## Request
Write out the material exactly. Do not include the pictures.

## Data excerpt
━━━━━━━━━━━━━━━━
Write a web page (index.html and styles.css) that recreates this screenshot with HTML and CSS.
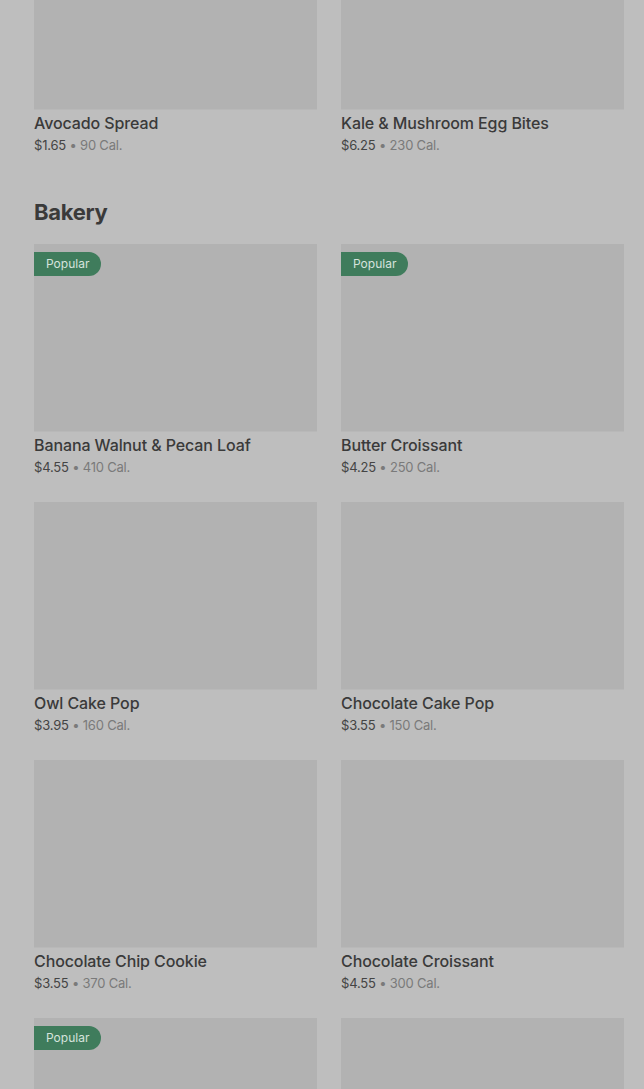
FILE: index.html
```html
<!DOCTYPE html>
<html lang="en">
  <head>
    <title>Menu</title>
    <meta charset="UTF-8">
    <link rel="stylesheet" href="styles.css">
  </head>
  <body>
    <div class="menu">
        <div class="grid first">
            <div class="card">
                <div class="pic"></div>
                <div class="name">Avocado Spread</div>
                <div class="meta"><span class="price">$1.65</span> • 90 Cal.</div>
            </div>
            <div class="card">
                <div class="pic"></div>
                <div class="name">Kale &amp; Mushroom Egg Bites</div>
                <div class="meta"><span class="price">$6.25</span> • 230 Cal.</div>
            </div>
        </div>

        <h2 class="section">Bakery</h2>
        <div class="grid">
            <div class="card">
                <div class="pic"><span class="badge">Popular</span></div>
                <div class="name">Banana Walnut &amp; Pecan Loaf</div>
                <div class="meta"><span class="price">$4.55</span> • 410 Cal.</div>
            </div>
            <div class="card">
                <div class="pic"><span class="badge">Popular</span></div>
                <div class="name">Butter Croissant</div>
                <div class="meta"><span class="price">$4.25</span> • 250 Cal.</div>
            </div>
            <div class="card">
                <div class="pic"></div>
                <div class="name">Owl Cake Pop</div>
                <div class="meta"><span class="price">$3.95</span> • 160 Cal.</div>
            </div>
            <div class="card">
                <div class="pic"></div>
                <div class="name">Chocolate Cake Pop</div>
                <div class="meta"><span class="price">$3.55</span> • 150 Cal.</div>
            </div>
            <div class="card">
                <div class="pic"></div>
                <div class="name">Chocolate Chip Cookie</div>
                <div class="meta"><span class="price">$3.55</span> • 370 Cal.</div>
            </div>
            <div class="card">
                <div class="pic"></div>
                <div class="name">Chocolate Croissant</div>
                <div class="meta"><span class="price">$4.55</span> • 300 Cal.</div>
            </div>
            <div class="card">
                <div class="pic"><span class="badge">Popular</span></div>
            </div>
            <div class="card">
                <div class="pic"></div>
            </div>
        </div>
    </div>
  </body>
</html>
```
FILE: styles.css
```css
*{
    margin: 0;
    padding: 0;
    box-sizing: border-box;
}
html,body{
    width: 100%;
    height: 100%;
    overflow: hidden;
}
body{
    background: #bebebe;
    font-family: Inter, "Noto Sans", sans-serif;
    color: #383838;
}
.menu{
    padding: 0 20px 0 34px;
}
.grid{
    display: grid;
    grid-template-columns: 1fr 1fr;
    column-gap: 24px;
    row-gap: 26px;
}
.first{
    margin-top: -78px;
}
.pic{
    height: 188px;
    background: #b2b2b2;
    border-bottom: 1px solid #b8b8b8;
    position: relative;
}
.badge{
    position: absolute;
    left: 0;
    top: 8px;
    height: 24px;
    line-height: 24px;
    padding: 0 12px;
    background: #3f7c5c;
    color: #d6e3dc;
    font-size: 12px;
    border-radius: 0 12px 12px 0;
}
.name{
    margin-top: 3px;
    font-size: 16px;
    line-height: 20px;
    font-weight: 500;
    color: #3a3a3a;
    letter-spacing: -0.1px;
}
.meta{
    margin-top: 3px;
    font-size: 13px;
    line-height: 18px;
    color: #7a7a7a;
    letter-spacing: -0.2px;
}
.price{
    color: #444;
}
.section{
    margin: 44px 0 18px;
    font-size: 22px;
    line-height: 28px;
    font-weight: 700;
    color: #3a3a3a;
    letter-spacing: -0.3px;
}
```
━━━━━━━━━━━━━━━━
## Exercise solution
Write a web page (index.html and styles.css) that recreates this screenshot with HTML and CSS.
FILE: index.html
```html
<!DOCTYPE html>
<html lang="en">
  <head>
    <title>Menu</title>
    <meta charset="UTF-8">
    <link rel="stylesheet" href="styles.css">
  </head>
  <body>
    <div class="menu">
        <div class="grid first">
            <div class="card">
                <div class="pic"></div>
                <div class="name">Avocado Spread</div>
                <div class="meta"><span class="price">$1.65</span> • 90 Cal.</div>
            </div>
            <div class="card">
                <div class="pic"></div>
                <div class="name">Kale &amp; Mushroom Egg Bites</div>
                <div class="meta"><span class="price">$6.25</span> • 230 Cal.</div>
            </div>
        </div>

        <h2 class="section">Bakery</h2>
        <div class="grid">
            <div class="card">
                <div class="pic"><span class="badge">Popular</span></div>
                <div class="name">Banana Walnut &amp; Pecan Loaf</div>
                <div class="meta"><span class="price">$4.55</span> • 410 Cal.</div>
            </div>
            <div class="card">
                <div class="pic"><span class="badge">Popular</span></div>
                <div class="name">Butter Croissant</div>
                <div class="meta"><span class="price">$4.25</span> • 250 Cal.</div>
            </div>
            <div class="card">
                <div class="pic"></div>
                <div class="name">Owl Cake Pop</div>
                <div class="meta"><span class="price">$3.95</span> • 160 Cal.</div>
            </div>
            <div class="card">
                <div class="pic"></div>
                <div class="name">Chocolate Cake Pop</div>
                <div class="meta"><span class="price">$3.55</span> • 150 Cal.</div>
            </div>
            <div class="card">
                <div class="pic"></div>
                <div class="name">Chocolate Chip Cookie</div>
                <div class="meta"><span class="price">$3.55</span> • 370 Cal.</div>
            </div>
            <div class="card">
                <div class="pic"></div>
                <div class="name">Chocolate Croissant</div>
                <div class="meta"><span class="price">$4.55</span> • 300 Cal.</div>
            </div>
            <div class="card">
                <div class="pic"><span class="badge">Popular</span></div>
            </div>
            <div class="card">
                <div class="pic"></div>
            </div>
        </div>
    </div>
  </body>
</html>
```
FILE: styles.css
```css
*{
    margin: 0;
    padding: 0;
    box-sizing: border-box;
}
html,body{
    width: 100%;
    height: 100%;
    overflow: hidden;
}
body{
    background: #bebebe;
    font-family: Inter, "Noto Sans", sans-serif;
    color: #383838;
}
.menu{
    padding: 0 20px 0 34px;
}
.grid{
    display: grid;
    grid-template-columns: 1fr 1fr;
    column-gap: 24px;
    row-gap: 26px;
}
.first{
    margin-top: -78px;
}
.pic{
    height: 188px;
    background: #b2b2b2;
    border-bottom: 1px solid #b8b8b8;
    position: relative;
}
.badge{
    position: absolute;
    left: 0;
    top: 8px;
    height: 24px;
    line-height: 24px;
    padding: 0 12px;
    background: #3f7c5c;
    color: #d6e3dc;
    font-size: 12px;
    border-radius: 0 12px 12px 0;
}
.name{
    margin-top: 3px;
    font-size: 16px;
    line-height: 20px;
    font-weight: 500;
    color: #3a3a3a;
    letter-spacing: -0.1px;
}
.meta{
    margin-top: 3px;
    font-size: 13px;
    line-height: 18px;
    color: #7a7a7a;
    letter-spacing: -0.2px;
}
.price{
    color: #444;
}
.section{
    margin: 44px 0 18px;
    font-size: 22px;
    line-height: 28px;
    font-weight: 700;
    color: #3a3a3a;
    letter-spacing: -0.3px;
}
```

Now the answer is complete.